Und was tun die Kinogänger in den zwei jeweils einstündigen Pausen? Einige diskutieren leidenschaftlich auf den Gehsteigen, andere genießen das vom Cineplex angebotene „Parsifal-Menü“ (Italienische Antipasti, Hähnchenbrüstchen mit Pfifferlingen, Tiramisu). Wieder andere greifen wenigsten in den Pausen zu Popcorn oder Nachos, nachdem diese Leckereien – Raschelalarm – während des Opernkinos nicht im Saal goutiert werden durften.

Gespräche mit den Sängern

Die Bayreuther bekommen nach über sechs Stunden Wagnergenuss im Kino, für den sie verhaltenen Beifall spenden, noch ein kleines Zuckerl obendrauf: Sowohl die beiden Festspielleiterinnen als auch die Solisten des „Parsifal“ sowie Klaus Florian Vogt kommen noch ins Cineplex. Dort müssen sie zahlreiche Foto- und Autogrammwünsche erfüllen, bevor auch sie sich das „Parsifal-Menü“ einverleiben und noch ein wenig feiern dürfen.

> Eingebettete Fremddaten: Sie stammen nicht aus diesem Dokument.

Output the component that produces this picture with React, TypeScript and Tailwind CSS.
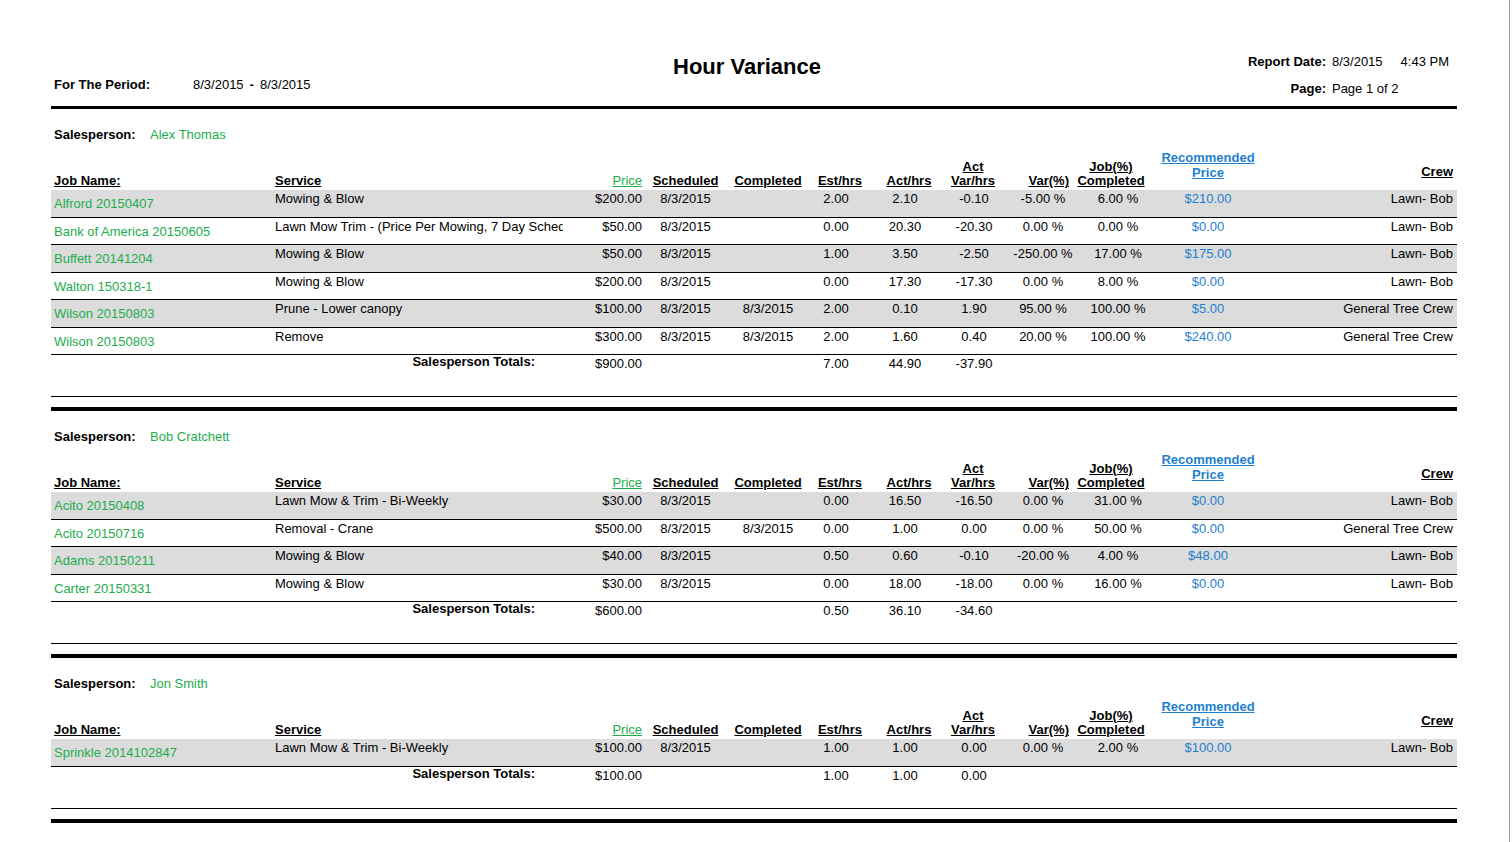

Die Resonanz? „Sehr positiv“, sagt Cineplex-Theaterleiterin Ingrid Hartmann, „die Menschen waren glücklich und zufrieden“. Und hätten ihr gegenüber den Wunsch geäußert, dass dieses Experiment wiederholt werden sollte. Ihr Wunsch könnte in Erfüllung gehen. Im kommenden Jahr soll, so ist zu hören, der „Holländer“ von der Scheune am Hügel in die Kinos übertragen werden. Und zwar am 25. Juli – dem Premierentag.